Let's work in the situation where $K$ is algebraically closed. This is the "geometric" situation.

In this situation, for any place, i.e., nonzero prime ideal $\mathfrak{p}$ of $O$, the quotient ring $O/\mathfrak{p}$ is canonically isomorphic to $K$. (I've outlined the reason why in a postscript.)

For any $f\in O$, you can ask what the image of $f$ is in the quotient ring $O/\mathfrak{p}$. This is an element of $K$, because $O/\mathfrak{p}$ is canonically identified with $K$. And the value of $f$ at the place $\mathfrak{p}$ is simply the image of $f$ in $O/\mathfrak{p}\cong K$!

In your example, with $f = y/x$, the image of $f$ in $K[y/x]/(y/x - 1)$ is $1$ because $y/x-1=0$ in that ring, therefore $f=y/x=1$ in that ring.
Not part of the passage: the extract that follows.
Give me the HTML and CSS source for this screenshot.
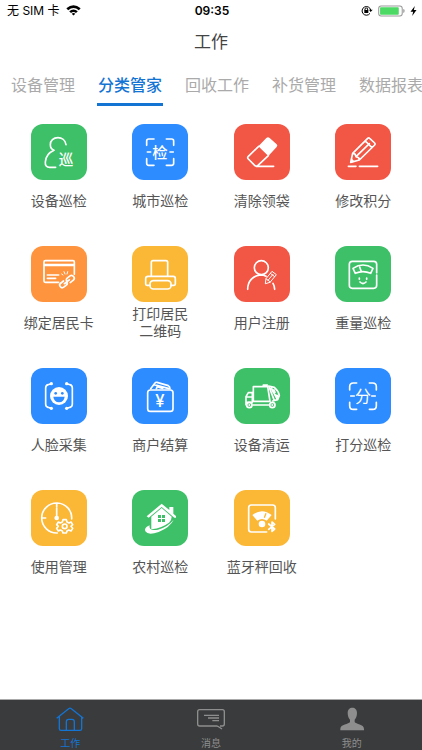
FILE: index.html
```html
<!DOCTYPE html>
<html lang="zh-CN">
<head>
<meta charset="utf-8">
<meta name="viewport" content="width=device-width, initial-scale=1">
<title>工作</title>
<link rel="stylesheet" href="styles.css">
</head>
<body>
<header>
  <div class="status">
    <div class="status-left">
      <span>无 SIM 卡</span>
      <svg class="wifi" viewBox="0 0 42 30" aria-hidden="true"><path d="M1 9Q21-8 41 9L36 14Q21 2 6 14ZM9 17Q21 7 33 17L28 22Q21 16 14 22ZM16 24Q21 20 26 24L21 29Z"/></svg>
    </div>
    <time class="clock">09:35</time>
    <div class="status-right">
      <svg class="lock" viewBox="0 0 36 33" aria-hidden="true"><path class="ring" d="M27 25A13 13 0 1 1 29 15"/><path d="M24 14H35L29 21ZM10 15H22V24H10Z"/><path class="ring" d="M12 16V12Q12 9 16 9Q20 9 20 12V16"/></svg>
      <svg class="battery" viewBox="0 0 78 33" aria-hidden="true"><rect class="case" x="2" y="2" width="68" height="29" rx="7"/><rect class="charge" x="6" y="6" width="54" height="21" rx="2"/><path class="tip" d="M73 11Q77 12 77 16Q77 21 73 22Z"/></svg>
      <svg class="bolt" viewBox="0 0 20 30" aria-hidden="true"><path d="M14 0L1 17H9L6 30L19 12H11Z"/></svg>
    </div>
  </div>
  <h1>工作</h1>
  <nav class="tabs" aria-label="分类">
    <a href="#device">设备管理</a>
    <a href="#sort" class="active" aria-current="page">分类管家</a>
    <a href="#recycle">回收工作</a>
    <a href="#supply">补货管理</a>
    <a href="#report">数据报表</a>
  </nav>
</header>

<main class="grid">
  <button class="app green">
    <svg viewBox="0 0 168 168" aria-hidden="true"><path class="w5" d="M105 62C103 48 92 41 81 41C67 41 58 50 58 62C58 71 62 76 69 79C53 86 44 99 43 114C42 125 47 130 56 130H74"/><text class="glyph-bold" x="105" y="124" font-size="44">巡</text></svg>
    <span>设备巡检</span>
  </button>
  <button class="app blue">
    <svg viewBox="0 0 168 168" aria-hidden="true"><path class="w4" d="M44 64V51Q44 45 50 45H66M103 45H119Q125 45 125 51V64M125 104V118Q125 124 119 124H103M66 124H50Q44 124 44 118V104M46 84H56M114 84H124"/><text class="glyph-bold" x="84" y="101" font-size="46">检</text></svg>
    <span>城市巡检</span>
  </button>
  <button class="app red">
    <svg viewBox="0 0 168 168" aria-hidden="true"><path class="w4" d="M74 67L43 97Q39 101 43 105L62 124Q67 129 72 124L103 95M66 127H119"/><path class="fill" d="M73 67L97 42Q102 37 107 42L128 61Q132 65 128 69L103 96Z"/></svg>
    <span>清除领袋</span>
  </button>
  <button class="app red">
    <svg viewBox="0 0 168 168" aria-hidden="true"><path class="w4" d="M47 115L53 88L98 43Q101 40 104 43L119 57Q122 60 119 63L73 108ZM91 51L111 71M53 88L60 90L63 98L71 101L73 108M63 98L103 59M40 127H63M73 127H128"/><path class="fill" d="M47 116L50 103L59 113Z"/></svg>
    <span>修改积分</span>
  </button>
  <button class="app orange">
    <svg viewBox="0 0 168 168" aria-hidden="true"><path class="w4" d="M83 109H43Q39 109 39 105V48Q39 44 43 44H126Q130 44 130 48V85M49 87H83M49 97H74"/><path class="w8" d="M39 57H130"/><path class="w3" d="M92 84L96 87M99 77L102 84M110 77L108 84"/><g transform="rotate(-38 108 107)"><path class="w4" d="M101 99H90Q83 99 83 106Q83 114 90 114H100Q106 114 107 108M114 115H126Q133 115 133 107Q133 99 126 99H115Q109 99 108 106M98 107H117"/></g></svg>
    <span>绑定居民卡</span>
  </button>
  <button class="app yellow">
    <svg viewBox="0 0 168 168" aria-hidden="true"><path class="w5" d="M58 91V49Q58 44 63 44H102Q107 44 107 49V91M54 118H45Q41 118 41 114V98Q41 91 48 91H124Q130 91 130 98V114Q130 118 126 118H117"/><rect class="w5" x="54" y="104" width="63" height="25" rx="10"/></svg>
    <span>打印居民<br>二维码</span>
  </button>
  <button class="app red">
    <svg viewBox="0 0 168 168" aria-hidden="true"><circle class="w4" cx="82" cy="65" r="21"/><path class="w4" d="M41 130C41 105 58 88 80 87Q89 87 96 91M122 130Q122 120 117 112"/><path class="w3" d="M94 112L96 98L114 76L127 86L109 108ZM109 82L122 92M96 98L109 108M102 103L117 85"/></svg>
    <span>用户注册</span>
  </button>
  <button class="app green">
    <svg viewBox="0 0 168 168" aria-hidden="true"><path class="w4" d="M125 80V55Q125 46 116 46H52Q43 46 43 55V118Q43 127 52 127H116Q125 127 125 118V87M54 67Q84 47 114 67L107 82Q84 72 61 82ZM78 74L74 63"/><path class="w4" d="M73 96V100M95 96V100M75 108Q84 117 93 108"/></svg>
    <span>重量巡检</span>
  </button>
  <button class="app blue">
    <svg viewBox="0 0 168 168" aria-hidden="true"><path class="w4" d="M60 47L51 50Q44 52 44 60V108Q44 116 51 118L60 121M108 47L117 50Q124 52 124 60V108Q124 116 117 118L108 121"/><circle class="fill" cx="61" cy="47" r="5"/><circle class="fill" cx="61" cy="121" r="5"/><circle class="fill" cx="107" cy="47" r="5"/><circle class="fill" cx="107" cy="121" r="5"/><circle class="fill" cx="84" cy="84" r="27"/><circle class="cut" cx="74" cy="76" r="4"/><circle class="cut" cx="94" cy="76" r="4"/><path class="cut" d="M67 86H101Q99 102 84 103Q69 102 67 86Z"/></svg>
    <span>人脸采集</span>
  </button>
  <button class="app blue">
    <svg viewBox="0 0 168 168" aria-hidden="true"><rect class="w4" x="47" y="66" width="76" height="64" rx="8"/><path class="w4" d="M56 62L69 45Q71 42 75 43L109 53Q114 55 114 62M66 50L111 62M73 62L76 56L92 61"/><text class="glyph-bold" x="84" y="116" font-size="50">¥</text></svg>
    <span>商户结算</span>
  </button>
  <button class="app green">
    <svg viewBox="0 0 168 168" aria-hidden="true"><path class="w4" d="M55 74H43L36 86V110M55 74V103M38 87H54M58 56H101L108 100H58ZM88 55V51H100M57 111H104M36 103H54"/><path class="w4" d="M104 54L121 58Q134 70 136 82L131 95L116 99M105 56L121 98M112 60L130 94"/><path class="fill" d="M120 78L134 81L129 95ZM112 64L122 64L126 74L117 76Z"/><circle class="w4" cx="46" cy="111" r="8"/><circle class="w4" cx="115" cy="111" r="8"/><circle class="fill" cx="46" cy="111" r="3"/><circle class="fill" cx="115" cy="111" r="3"/></svg>
    <span>设备清运</span>
  </button>
  <button class="app blue">
    <svg viewBox="0 0 168 168" aria-hidden="true"><path class="w4" d="M44 66V56Q44 45 55 45H65M103 45H113Q124 45 124 56V66M124 103V113Q124 124 113 124H103M65 124H55Q44 124 44 113V103M47 84H58M110 84H121"/><text class="glyph" x="84" y="101" font-size="48">分</text></svg>
    <span>打分巡检</span>
  </button>
  <button class="app yellow">
    <svg viewBox="0 0 168 168" aria-hidden="true"><path class="w4" d="M122 87A45 45 0 1 0 79 129M77 40V51M33 84H44"/><path class="w5" d="M77 54V82"/><circle class="fill" cx="77" cy="84" r="7"/><path class="w4" d="M96 89H106L108 96L114 99L120 96L125 104L120 109L125 115L120 123L113 120L108 123L106 129H96L94 123L88 120L82 123L77 115L82 109L77 104L82 96L88 99L94 96Z"/><circle class="w4" cx="101" cy="109" r="7"/></svg>
    <span>使用管理</span>
  </button>
  <button class="app green">
    <svg viewBox="0 0 168 168" aria-hidden="true"><path class="fill" d="M44 79L89 41L112 60V51H124V71L132 78V83H127L89 51L50 83Z"/><path class="fill" d="M58 80L89 54L119 80Q119 91 111 98Q91 113 58 118Z"/><path class="cut" d="M78 75H87V84H78ZM90 75H99V84H90ZM78 87H87V96H78ZM90 87H99V96H90Z"/><path class="fill" d="M53 106Q35 113 40 124Q48 137 80 126Q115 111 125 89Q107 111 78 119Q48 124 53 106Z"/></svg>
    <span>农村巡检</span>
  </button>
  <button class="app yellow">
    <svg viewBox="0 0 168 168" aria-hidden="true"><path class="w4" d="M124 87V53Q124 45 116 45H52Q44 45 44 53V118Q44 126 52 126H98"/><path class="fill" d="M55 75Q84 52 113 75L98 92Q84 82 70 92Z"/><circle class="fill" cx="84" cy="102" r="10"/><path class="slit" d="M91 83L96 70"/><path class="w4" d="M104 102L122 117L114 124V96L122 103L104 118"/></svg>
    <span>蓝牙秤回收</span>
  </button>
</main>

<footer>
  <a href="#work" class="active" aria-current="page">
    <svg viewBox="0 0 84 78" aria-hidden="true"><path d="M2 37L38 8Q42 5 46 8L82 37M10 32V68Q10 73 15 73H72Q77 73 77 68V32M31 72V47Q31 40 38 40H48Q55 40 55 47V72"/></svg>
    <span>工作</span>
  </a>
  <a href="#message">
    <svg viewBox="0 0 84 78" aria-hidden="true"><path d="M61 60H8Q2 60 2 54V17Q2 11 8 11H76Q82 11 82 17V54Q82 60 76 60H69M61 60L75 69M21 28H66M33 36H66M46 44H66"/></svg>
    <span>消息</span>
  </a>
  <a href="#mine">
    <svg viewBox="0 0 84 78" aria-hidden="true"><path class="solid" d="M43 5C51 5 57 11 57 20C57 30 54 36 50 41V48C53 55 78 54 78 69V73H7V69C7 54 33 55 36 48V41C32 36 29 30 29 20C29 11 35 5 43 5Z"/></svg>
    <span>我的</span>
  </a>
</footer>
</body>
</html>
```

FILE: styles.css
```css
* {
  box-sizing: border-box;
}

body {
  margin: 0;
  min-height: 100vh;
  display: flex;
  flex-direction: column;
  background: #fff;
  color: #555;
  font-family: Inter, "Noto Sans CJK SC", sans-serif;
}

a {
  color: inherit;
  text-decoration: none;
}

/* Status bar */
.status {
  display: grid;
  grid-template-columns: 1fr auto 1fr;
  align-items: center;
  height: 21px;
  padding: 0 5px 0 7px;
  color: #000;
  font-size: 12px;
  line-height: 20px;
}

.status-left,
.status-right {
  display: flex;
  align-items: center;
  gap: 6px;
}

.status-right {
  justify-content: flex-end;
  gap: 5px;
}

.clock {
  font-size: 12px;
  font-weight: 600;
}

.wifi {
  width: 15px;
  height: 11px;
}

.lock {
  width: 12px;
  height: 11px;
}

.battery {
  width: 27px;
  height: 12px;
}

.bolt {
  width: 7px;
  height: 10px;
}

.ring {
  fill: none;
  stroke: #000;
  stroke-width: 3;
}

.case {
  fill: none;
  stroke: #999;
  stroke-width: 3;
}

.charge {
  fill: #4cd964;
}

.tip {
  fill: #999;
}

h1 {
  margin: 0;
  color: #444;
  font-size: 17px;
  font-weight: 400;
  line-height: 43px;
  text-align: center;
}

/* Category tabs */
.tabs {
  display: flex;
  gap: 21px;
  padding-left: 10px;
  overflow: hidden;
  color: #aaa;
  font-size: 16px;
  line-height: 35px;
  text-align: center;
  white-space: nowrap;
}

.tabs a {
  flex: 0 0 66px;
  padding-top: 4px;
  border-bottom: 3px solid transparent;
}

.tabs .active {
  color: #1474d4;
  border-color: #1474d4;
  font-weight: 500;
}

/* App grid */
.grid {
  flex: 1;
  display: grid;
  grid-template-columns: repeat(4, 1fr);
  align-content: start;
  row-gap: 26px;
  padding: 18px 8px;
}

.app {
  display: flex;
  flex-direction: column;
  align-items: center;
  padding: 0;
  border: 0;
  background: none;
  color: #555;
  font: inherit;
  font-size: 14px;
  line-height: 17px;
}

.app svg {
  width: 56px;
  height: 56px;
  border-radius: 12px;
  background: var(--tile);
}

.app span {
  display: flex;
  flex-direction: column;
  justify-content: center;
  height: 40px;
}

.app br {
  display: none;
}

.app span:has(br) {
  display: block;
  padding-top: 3px;
}

.app span:has(br) br {
  display: inline;
}

.green { --tile: #3dc067; }
.blue { --tile: #2d8cff; }
.red { --tile: #f25644; }
.orange { --tile: #ff943f; }
.yellow { --tile: #fbb736; }

.w3, .w4, .w5, .w8 {
  fill: none;
  stroke: #fff;
  stroke-linecap: round;
  stroke-linejoin: round;
}

.w3 { stroke-width: 3; }
.w4 { stroke-width: 5; }
.w5 { stroke-width: 5; }

.w8 {
  stroke-width: 8;
  stroke-linecap: butt;
}

.fill {
  fill: #fff;
}

.cut {
  fill: var(--tile);
}

.slit {
  stroke: var(--tile);
  stroke-width: 4;
}

.glyph, .glyph-bold {
  fill: #fff;
  text-anchor: middle;
}

.glyph-bold {
  font-weight: 500;
}

/* Bottom bar */
footer {
  display: flex;
  height: 51px;
  border-top: 1px solid #aaa;
  background: #3a3b3c;
  color: #8e8e8e;
  font-size: 10px;
  line-height: 14px;
}

footer a {
  flex: 1;
  display: flex;
  flex-direction: column;
  align-items: center;
  gap: 4px;
  padding-top: 6px;
}

footer .active {
  color: #1474d4;
}

footer svg {
  width: 28px;
  height: 26px;
  fill: none;
  stroke: currentColor;
  stroke-width: 4;
  stroke-linejoin: round;
}

.solid {
  fill: currentColor;
  stroke: none;
}
```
Meanwhile, the image of $f$ in $K[y/x]/(y/x+1)$ is $-1$, because $y/x+1=0$ in that ring, therefore $f=y/x = -1$ in that ring.

Postscript: The reason why $O/\mathfrak{p}$ is canonically isomorphic to $K$.

This is because the curve is one-dimensional, so $O$ is a one-dimensional ring, so $\mathfrak{p}$ is a maximal ideal, so $O/\mathfrak{p}$ is a field; and, $O$ is finitely generated as a $K$-algebra, so $O/\mathfrak{p}$ is also finitely generated as a $K$-algebra, and Hilbert's Nullstellensatz tells us that a field that's a finitely generated algebra over an algebraically closed field $K$ is actually $K$. Thus $O/\mathfrak{p}\cong K$. The isomorphism is canonical because all the rings in sight contain $K$, so the canonical homomorphism from $O$ to $O/\mathfrak{p}$ amounts to a surjection onto the subring $K$.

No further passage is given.